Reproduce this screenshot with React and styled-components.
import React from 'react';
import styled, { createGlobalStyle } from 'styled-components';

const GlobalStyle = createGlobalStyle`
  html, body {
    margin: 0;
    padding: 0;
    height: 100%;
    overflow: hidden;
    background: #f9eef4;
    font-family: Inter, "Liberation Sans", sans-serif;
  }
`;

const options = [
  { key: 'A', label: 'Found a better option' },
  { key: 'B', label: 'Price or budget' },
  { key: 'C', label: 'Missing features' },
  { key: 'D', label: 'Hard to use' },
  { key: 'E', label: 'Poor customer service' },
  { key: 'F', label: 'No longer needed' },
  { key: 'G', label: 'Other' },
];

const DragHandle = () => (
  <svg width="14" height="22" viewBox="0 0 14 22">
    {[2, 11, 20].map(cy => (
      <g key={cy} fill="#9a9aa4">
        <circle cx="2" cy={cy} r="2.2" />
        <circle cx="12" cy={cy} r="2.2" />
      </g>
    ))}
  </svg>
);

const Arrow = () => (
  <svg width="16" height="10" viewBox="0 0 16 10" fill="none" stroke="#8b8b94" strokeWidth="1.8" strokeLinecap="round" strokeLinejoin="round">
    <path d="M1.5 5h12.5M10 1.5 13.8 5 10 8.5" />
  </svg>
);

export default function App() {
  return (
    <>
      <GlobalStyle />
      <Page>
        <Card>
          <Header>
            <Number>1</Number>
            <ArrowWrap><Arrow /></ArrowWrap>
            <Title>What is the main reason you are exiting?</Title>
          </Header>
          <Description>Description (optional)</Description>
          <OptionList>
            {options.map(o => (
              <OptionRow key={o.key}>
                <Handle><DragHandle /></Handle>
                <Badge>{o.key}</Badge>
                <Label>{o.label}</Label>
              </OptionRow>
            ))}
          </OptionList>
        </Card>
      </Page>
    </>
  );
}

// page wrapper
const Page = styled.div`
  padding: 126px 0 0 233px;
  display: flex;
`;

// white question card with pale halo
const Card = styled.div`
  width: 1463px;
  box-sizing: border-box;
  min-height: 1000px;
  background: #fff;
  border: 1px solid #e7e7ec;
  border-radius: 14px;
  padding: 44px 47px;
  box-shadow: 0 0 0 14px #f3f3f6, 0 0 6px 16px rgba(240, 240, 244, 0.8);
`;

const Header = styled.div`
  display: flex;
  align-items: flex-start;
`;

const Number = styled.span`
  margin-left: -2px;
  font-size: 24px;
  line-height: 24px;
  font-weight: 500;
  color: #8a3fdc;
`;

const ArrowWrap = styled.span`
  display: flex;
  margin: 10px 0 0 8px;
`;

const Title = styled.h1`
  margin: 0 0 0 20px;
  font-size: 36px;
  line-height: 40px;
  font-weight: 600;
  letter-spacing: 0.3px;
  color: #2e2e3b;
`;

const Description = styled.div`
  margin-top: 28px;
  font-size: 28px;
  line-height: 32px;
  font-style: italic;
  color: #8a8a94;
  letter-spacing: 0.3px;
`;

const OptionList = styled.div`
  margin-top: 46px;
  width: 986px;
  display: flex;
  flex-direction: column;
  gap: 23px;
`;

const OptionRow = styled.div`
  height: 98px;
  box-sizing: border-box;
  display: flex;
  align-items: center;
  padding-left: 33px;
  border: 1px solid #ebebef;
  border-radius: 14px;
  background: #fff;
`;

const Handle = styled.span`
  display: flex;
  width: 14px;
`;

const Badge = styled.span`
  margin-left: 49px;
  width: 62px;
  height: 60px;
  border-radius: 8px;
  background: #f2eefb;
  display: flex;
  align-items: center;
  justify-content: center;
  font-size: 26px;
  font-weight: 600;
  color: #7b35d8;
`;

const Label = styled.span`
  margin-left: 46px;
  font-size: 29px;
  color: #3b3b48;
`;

→ What is expected: Output the listing above exactly as it appears.

→ Answer to this exercise:
Reproduce this screenshot with React and styled-components.
import React from 'react';
import styled, { createGlobalStyle } from 'styled-components';

const GlobalStyle = createGlobalStyle`
  html, body {
    margin: 0;
    padding: 0;
    height: 100%;
    overflow: hidden;
    background: #f9eef4;
    font-family: Inter, "Liberation Sans", sans-serif;
  }
`;

const options = [
  { key: 'A', label: 'Found a better option' },
  { key: 'B', label: 'Price or budget' },
  { key: 'C', label: 'Missing features' },
  { key: 'D', label: 'Hard to use' },
  { key: 'E', label: 'Poor customer service' },
  { key: 'F', label: 'No longer needed' },
  { key: 'G', label: 'Other' },
];

const DragHandle = () => (
  <svg width="14" height="22" viewBox="0 0 14 22">
    {[2, 11, 20].map(cy => (
      <g key={cy} fill="#9a9aa4">
        <circle cx="2" cy={cy} r="2.2" />
        <circle cx="12" cy={cy} r="2.2" />
      </g>
    ))}
  </svg>
);

const Arrow = () => (
  <svg width="16" height="10" viewBox="0 0 16 10" fill="none" stroke="#8b8b94" strokeWidth="1.8" strokeLinecap="round" strokeLinejoin="round">
    <path d="M1.5 5h12.5M10 1.5 13.8 5 10 8.5" />
  </svg>
);

export default function App() {
  return (
    <>
      <GlobalStyle />
      <Page>
        <Card>
          <Header>
            <Number>1</Number>
            <ArrowWrap><Arrow /></ArrowWrap>
            <Title>What is the main reason you are exiting?</Title>
          </Header>
          <Description>Description (optional)</Description>
          <OptionList>
            {options.map(o => (
              <OptionRow key={o.key}>
                <Handle><DragHandle /></Handle>
                <Badge>{o.key}</Badge>
                <Label>{o.label}</Label>
              </OptionRow>
            ))}
          </OptionList>
        </Card>
      </Page>
    </>
  );
}

// page wrapper
const Page = styled.div`
  padding: 126px 0 0 233px;
  display: flex;
`;

// white question card with pale halo
const Card = styled.div`
  width: 1463px;
  box-sizing: border-box;
  min-height: 1000px;
  background: #fff;
  border: 1px solid #e7e7ec;
  border-radius: 14px;
  padding: 44px 47px;
  box-shadow: 0 0 0 14px #f3f3f6, 0 0 6px 16px rgba(240, 240, 244, 0.8);
`;

const Header = styled.div`
  display: flex;
  align-items: flex-start;
`;

const Number = styled.span`
  margin-left: -2px;
  font-size: 24px;
  line-height: 24px;
  font-weight: 500;
  color: #8a3fdc;
`;

const ArrowWrap = styled.span`
  display: flex;
  margin: 10px 0 0 8px;
`;

const Title = styled.h1`
  margin: 0 0 0 20px;
  font-size: 36px;
  line-height: 40px;
  font-weight: 600;
  letter-spacing: 0.3px;
  color: #2e2e3b;
`;

const Description = styled.div`
  margin-top: 28px;
  font-size: 28px;
  line-height: 32px;
  font-style: italic;
  color: #8a8a94;
  letter-spacing: 0.3px;
`;

const OptionList = styled.div`
  margin-top: 46px;
  width: 986px;
  display: flex;
  flex-direction: column;
  gap: 23px;
`;

const OptionRow = styled.div`
  height: 98px;
  box-sizing: border-box;
  display: flex;
  align-items: center;
  padding-left: 33px;
  border: 1px solid #ebebef;
  border-radius: 14px;
  background: #fff;
`;

const Handle = styled.span`
  display: flex;
  width: 14px;
`;

const Badge = styled.span`
  margin-left: 49px;
  width: 62px;
  height: 60px;
  border-radius: 8px;
  background: #f2eefb;
  display: flex;
  align-items: center;
  justify-content: center;
  font-size: 26px;
  font-weight: 600;
  color: #7b35d8;
`;

const Label = styled.span`
  margin-left: 46px;
  font-size: 29px;
  color: #3b3b48;
`;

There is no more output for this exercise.